Moody's Official: Enron Lied to Us

Associated Press

By MARCY GORDON
AP Business Writer

Moody's Official: Enron Lied to Wall Street Credit Agency on Finances, Leading to High Rating

WASHINGTON (AP) -- An official of a major Wall Street credit-rating agency told Congress Wednesday that Enron Corp. executives lied to his agency in late 1999 about partnerships that were used to conceal massive debts.

Lawmakers and regulators dissecting the biggest corporate failure in U.S. history are examining why the big credit-rating agencies, such as Moody's Investors Service, Standard & Poor's and Fitch Ratings, maintained high ratings for Enron until a few days before its bankruptcy filing Dec. 2. The complex web of partnerships, improperly buttressed by Enron stock, ultimately brought down the energy-trading company.

The agencies' grading of companies' creditworthiness is closely watched by the markets.

John Diaz, managing director of Moody's, told a Senate panel that Enron gave the agency information on its finances in the fall of 1999 that company executives described as a comprehensive, "kitchen sink" disclosure.

"We now know that material information was missing" and that Enron failed to disclose the existence of three of the partnerships, Diaz said in testimony for a hearing by the Senate Governmental Affairs Committee.

Furthermore, based on what has become known recently about Enron, Diaz said, "Much of the information that was provided was inaccurate."

He said Enron had made a concerted effort to get an upgrade of the rating of its long-term debt. After Moody's reviewed the information the company provided, the agency upgraded the long-term debt in March 2000, Diaz told the committee.

The Securities and Exchange Commission, which is pursuing a civil investigation of Enron and its former auditor, the Arthur Andersen accounting firm, also is examining the role of the credit-rating agencies.

The agencies detected signs of financial trouble at Enron last spring but didn't warn investors by lowering Enron's credit rating until the fall, when the company had spun out of control.
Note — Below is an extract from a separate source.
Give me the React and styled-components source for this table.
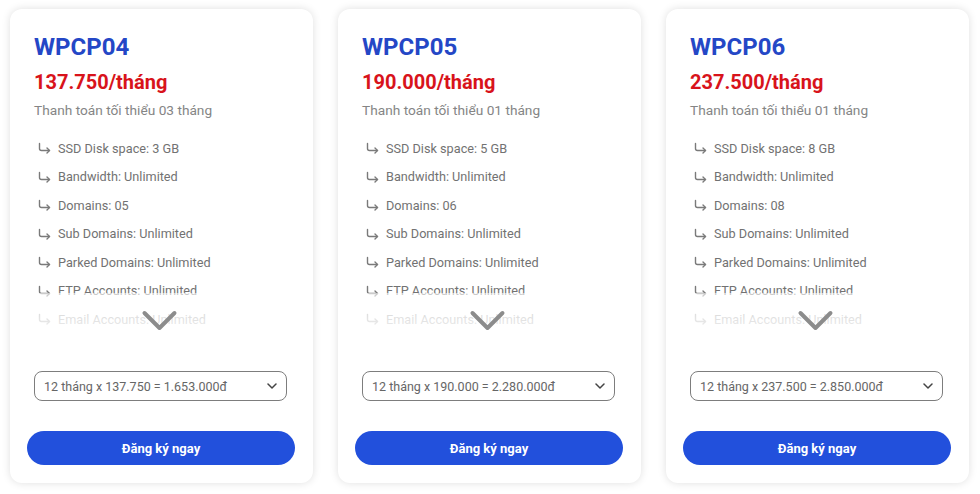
import styled, { createGlobalStyle } from "styled-components";

const GlobalStyle = createGlobalStyle`
  body {
    margin: 0;
    background: #fff;
    font-family: Roboto, "Liberation Sans", Arial, sans-serif;
  }
`;

const Plans = styled.div`
  display: flex;
  gap: 25px;
  padding: 9px 10px;
`;

const Card = styled.div`
  width: 303px;
  height: 474px;
  box-sizing: border-box;
  padding: 24px 24px 18px;
  background: #fff;
  border-radius: 12px;
  box-shadow: 0 0 9px rgba(0, 0, 0, 0.13);
  display: flex;
  flex-direction: column;
`;

const Name = styled.h2`
  margin: 0;
  font-size: 24px;
  line-height: 28px;
  font-weight: 700;
  color: #2447c6;
`;

const Price = styled.div`
  margin-top: 8px;
  font-size: 20px;
  line-height: 26px;
  font-weight: 700;
  color: #d8131b;
`;

const Note = styled.div`
  margin-top: 5px;
  font-size: 13.7px;
  line-height: 20px;
  color: #858585;
`;

const FeatureBox = styled.div`
  position: relative;
  margin-top: 14px;
  height: 200px;
  overflow: hidden;
`;

const FeatureList = styled.ul`
  list-style: none;
  margin: 0;
  padding: 0 0 0 4px;
`;

const Feature = styled.li`
  display: flex;
  align-items: center;
  gap: 7px;
  height: 28.5px;
  font-size: 12.7px;
  color: #727272;
`;

const Fade = styled.div`
  position: absolute;
  left: 0;
  right: 0;
  top: 159px;
  bottom: 0;
  background: linear-gradient(rgba(255, 255, 255, 0.6), rgba(255, 255, 255, 0.9));
`;

const More = styled.svg`
  position: absolute;
  left: 50%;
  top: 176px;
  transform: translateX(-57%);
`;

const Picker = styled.div`
  position: relative;
  margin-top: 37px;
  width: 253px;
  height: 30px;
  box-sizing: border-box;
  border: 1px solid #7d7d7d;
  border-radius: 8px;
  display: flex;
  align-items: center;
  padding: 0 9px;
  font-size: 12.5px;
  color: #666;
`;

const PickerArrow = styled.svg`
  margin-left: auto;
`;

const SignUp = styled.button`
  margin: 30px -6px 0 -7px;
  height: 34px;
  border: none;
  border-radius: 17px;
  background: #2250dc;
  color: #fff;
  font-family: inherit;
  font-size: 13px;
  font-weight: 700;
  cursor: pointer;
`;

const HookArrow = () => (
  <svg width="13" height="12" viewBox="0 0 13 12" fill="none" stroke="#7a7a7a" strokeWidth="1.4" strokeLinecap="round" strokeLinejoin="round">
    <path d="M1.5 1.5 V6.5 Q1.5 8.5 3.5 8.5 H11.5" />
    <path d="M9 6 L11.5 8.5 L9 11" />
  </svg>
);

const plans = [
  { name: "WPCP04", price: "137.750", min: "03", disk: "3 GB", domains: "05", total: "1.653.000" },
  { name: "WPCP05", price: "190.000", min: "01", disk: "5 GB", domains: "06", total: "2.280.000" },
  { name: "WPCP06", price: "237.500", min: "01", disk: "8 GB", domains: "08", total: "2.850.000" },
];

function App() {
  return (
    <>
      <GlobalStyle />
      <Plans>
        {plans.map((p) => (
          <Card key={p.name}>
            <Name>{p.name}</Name>
            <Price>{p.price}/tháng</Price>
            <Note>Thanh toán tối thiểu {p.min} tháng</Note>
            <FeatureBox>
              <FeatureList>
                {[
                  `SSD Disk space: ${p.disk}`,
                  "Bandwidth: Unlimited",
                  `Domains: ${p.domains}`,
                  "Sub Domains: Unlimited",
                  "Parked Domains: Unlimited",
                  "FTP Accounts: Unlimited",
                  "Email Accounts: Unlimited",
                ].map((f) => (
                  <Feature key={f}>
                    <HookArrow />
                    {f}
                  </Feature>
                ))}
              </FeatureList>
              <Fade />
              <More width="36" height="22" viewBox="0 0 36 22" fill="none" stroke="#8c8c8c" strokeWidth="4" strokeLinecap="round" strokeLinejoin="round">
                <path d="M3 3 L18 18 L33 3" />
              </More>
            </FeatureBox>
            <Picker>
              12 tháng x {p.price} = {p.total}đ
              <PickerArrow width="10" height="6" viewBox="0 0 10 6" fill="none" stroke="#444" strokeWidth="1.5" strokeLinecap="round" strokeLinejoin="round">
                <path d="M1 1 L5 5 L9 1" />
              </PickerArrow>
            </Picker>
            <SignUp>Đăng ký ngay</SignUp>
          </Card>
        ))}
      </Plans>
    </>
  );
}

export default App;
The SEC is trying to determine whether the delay was due to pressure from investment banks that were trying to put together a merger to rescue Enron.

biz.yahoo.com



To: stockman_scott who wrote (48822)3/20/2002 10:51:13 AM
From: Sully-  Respond to of 65232
 
S&P Says Enron Committed Fraud, Deceit

NEW YORK (Reuters) - Standard & Poor's said on Wednesday that bankrupt energy trader Enron Corp. (Other OTC:ENRNQ.PK - news; NYSE:ENE - news) ''committed multiple acts of deceit and fraud'' on the credit rating agency.

Ronald Barone, an S&P managing director, said in a statement the Houston-based company made a number of ``direct and deliberate misrepresentations ... relating to matters of great substance.''

This, he said, included Enron's failure even to mention many off-balance-sheet partnerships, including the Chewco, LJM1 and LJM2 partnerships overseen by former Enron Chief Financial Officer Andrew Fastow, who was ousted in October.

He said Enron failed to disclose these in three presentations it made to S&P in 1999 and 2000, which he said purported to provide a ``kitchen-sink'' analysis of Enron.

Barone, along with officials from Moody's Investors Service and Fitch Ratings, is scheduled on Wednesday to testify before the Senate Governmental Affairs Committee over the credit rating agencies' role in Enron's downfall.

Securities and Exchange Commission Chairman Harvey Pitt and many market participants and politicians have publicly faulted the agencies for failing to downgrade Enron last November as the company's problems mushroomed.

All three agencies rated Enron ``investment-grade'' as late as four days before Enron filed for bankruptcy protection on Dec. 2.

Some lawmakers have publicly called for greater federal oversight of the agencies. The agencies are paid by the companies they rate. Companies need to be rated to sell debt, and are often privy to nonpublic information about companies' finances.

Moody's is also expected in its testimony to fault Enron for failing to disclose the Fastow partnerships, the New York Times reported on Wednesday.

S&P's Barone said that if Enron had told the truth about its finances, ``the impact on Enron's rating would have been significant.

``The clandestine dealings and obfuscatory disclosure practices conducted by Enron's management would have cast long shadows on the validity of Enron's credibility in general and its financial reporting in particular,'' he said.